The market is heating up. No, really.

Coast to coast, a much higher percentage of listings are (a) selling, period (b) selling, fast and (c) selling at or above the asking price than they have during any spring in recent memory. Don’t take my word for it — from Chicago to Orange County, Calif., local papers have picked up and started to report on the phenomenon.

Yet and still, today’s buyers hold in recent memory the real estate mountaintop and the depths of the recession; some have been waiting out the market for years, hoping for a deal, but unwilling to buy into a declining market. Others actually lost homes to foreclosure at the beginning of the housing recession and are on the comeback trail. And competition from short sale and foreclosure listings is still abundant.

Long story short, the days when every home on the market got multiple offers are still a thing of the past. By and large, the listings I see receiving multiple offers and selling for over asking on today’s market have the following ingredients (a recipe sellers can replicate if they’d like to set the stage to receive multiple offers, too):

1. Pristine and staged. The homes that I’ve seen get multiple offers in my own market recently are immaculately clean — not a whiff of anything within noseshot, so to speak — and dressed to the nines. Their photos look like something out of a home decor catalog or design magazine — like no one lives there, even if someone does. Their owners have often spent months in advance cleaning, decluttering, organizing, primping and otherwise sprucing their homes for sale with the intention of blowing the competition out of the water.

I won’t purport to capture the art of staging in a sentence, but prepacking is a good visual to hold in mind as you prepare your home. (And anecdotally, I will say that it strikes me that a large proportion of multiple-offer homes have actually been professionally staged. I’d urge a seller who wants multiple offers to explore whether there’s some level of staging service or even staging advice that is worth the investment, before dismissing it as too expensive out of hand.)

2. Low prices. The homes that get multiple offers are not priced at the top of their markets. In fact, I know that many of their listing agents and owners specifically aimed to list these homes slightly below what they believed to be the true fair market value of the property at the time they listed it. Why? What seems like it might be risky is actually a time-proven strategy for cranking up the number of buyers who come view the property.

When buyers see a beautiful home listing online for less than they’d expect for the area, they show up in droves, eager to get a great home for a great value. And the math from there is simple — it takes more showings to drive more offers.

Once these value hunters are at the place and fall in love with it, they often become willing to offer more than the asking price if they need to, to secure it in the face of competing offers, knowing that it was priced well to start with.

3. Ample exposure to the market. Part of the effect of a low list price is that it creates an auction atmosphere, the environment that churns up bidding wars. The other half of the auction equation is ensuring that the home has ample exposure to the market, both in terms of time for buyers to come see and fall in love with the place and in terms of marketing the property aggressively to reach as many prospective buyer/bidders as possible.

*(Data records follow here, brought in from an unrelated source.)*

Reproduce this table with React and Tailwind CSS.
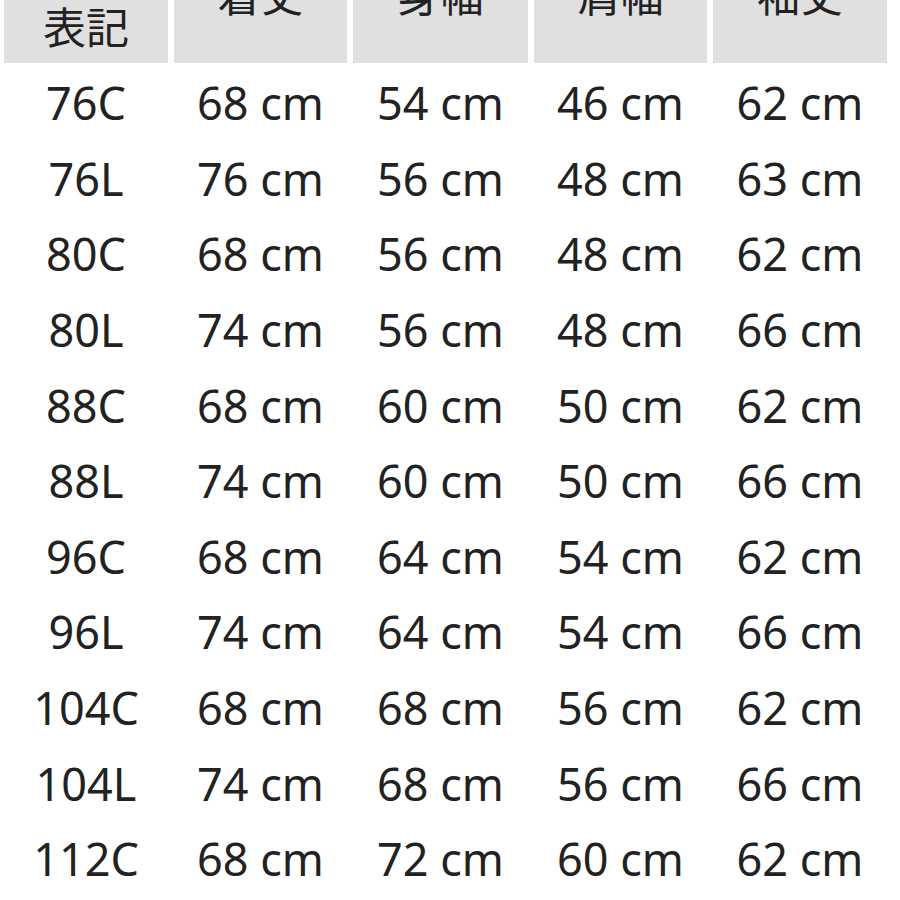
import React from 'react';

const headers = ['表記', '着丈', '身幅', '肩幅', '袖丈'];

const rows = [
  ['76C', 68, 54, 46, 62],
  ['76L', 76, 56, 48, 63],
  ['80C', 68, 56, 48, 62],
  ['80L', 74, 56, 48, 66],
  ['88C', 68, 60, 50, 62],
  ['88L', 74, 60, 50, 66],
  ['96C', 68, 64, 54, 62],
  ['96L', 74, 64, 54, 66],
  ['104C', 68, 68, 56, 62],
  ['104L', 74, 68, 56, 66],
  ['112C', 68, 72, 60, 62],
];

const cols = ['w-[164px]', 'w-[173px]', 'w-[175px]', 'w-[173px]', 'w-[174px]'];

export default function App() {
  return (
    <div
      className="w-[900px] h-[900px] overflow-hidden bg-white text-[#222222] pl-[4px]"
      style={{ fontFamily: '"Noto Sans", "Noto Sans CJK JP", sans-serif' }}
    >
      {/* Header */}
      <div className="flex gap-[6px] h-[63px]">
        {headers.map((h, i) => (
          <div
            key={h}
            className={`${cols[i]} h-full bg-[#e0e0e0] flex flex-col justify-end items-center ${
              i === 0 ? 'pb-[14px]' : 'pb-[46px]'
            }`}
          >
            <span className="text-[43px] leading-none">{h}</span>
          </div>
        ))}
      </div>

      {/* Body */}
      <div className="mt-[2px]">
        {rows.map((r) => (
          <div key={r[0]} className="flex gap-[6px] h-[75.6px] items-center">
            {r.map((v, i) => (
              <div key={i} className={`${cols[i]} text-center text-[45px] leading-none`}>
                {i === 0 ? v : `${v} cm`}
              </div>
            ))}
          </div>
        ))}
      </div>
    </div>
  );
}
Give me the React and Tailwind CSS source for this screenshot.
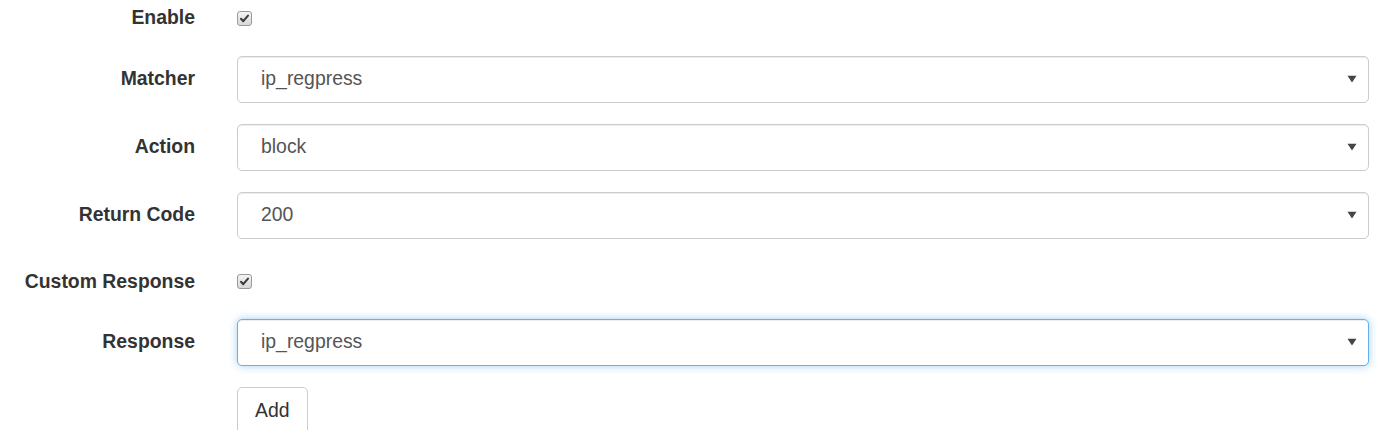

Ample exposure can be achieved in several ways. Professional photography. An aggressive online marketing campaign — most experienced local listing agents will happily brief prospective seller clients on what they do in this vein. One ample exposure method I’ve seen become a standard practice in my area is to create and publish an offer timeline. In my town, it’s now almost universal for listing agents to list the home a day or two prior to the broker’s open house, hold it open for brokers once, hold two general Sunday open houses and then take offers the Tuesday following the second Sunday open house.

By publishing this timeline as part of the listing, buyers are assured that they will have time to see the place and get their ducks in a row in order to compete for it. And sellers are assured that they will not forgo the great offer that might come tomorrow by virtue of taking a good one that comes in the day after they put the home on the market.

Now, sometimes, aggressive buyers force a seller’s hand, making an offer immediately upon seeing the property, despite a preset offer timeline. In those cases, the listing agent can call up all the other agents who have expressed an interest in the place and offer them the opportunity to get in the game. For this reason, and for any other important updates or changes that might come along, it’s essential that buyers and their brokers let the listing agent know if they plan to make an offer, even early in the published offer timeline.

4. Showable on demand. Hard-to-show homes just don’t sell, when there’s lots of competition. When buyers’ brokers put their home tours together, if a particular listing requires too much notice (i.e., 48 hours) or too many calls and callbacks for appointment-setting, they’re very likely just to turn to one of the other dozens of homes that’s easy to show. Anything that diminishes the chances your home will be shown diminishes the chances your home will receive multiple offers.

To get multiple offers on today’s market, in fact, a seller’s home must be showable on demand. If you require an appointment, you should keep advance notice requirements as low as possible — an hour or less is ideal. Even better is to be accommodating and let brokers show your home at their leisure — ideally, stepping out or running to the market when they come by. Allowing your broker to put a lockbox on the place and let it be shown at all times while you’re at work or out and about on the weekends will require that you keep the place in tiptop shape, 24/7, but it will also be well worth it.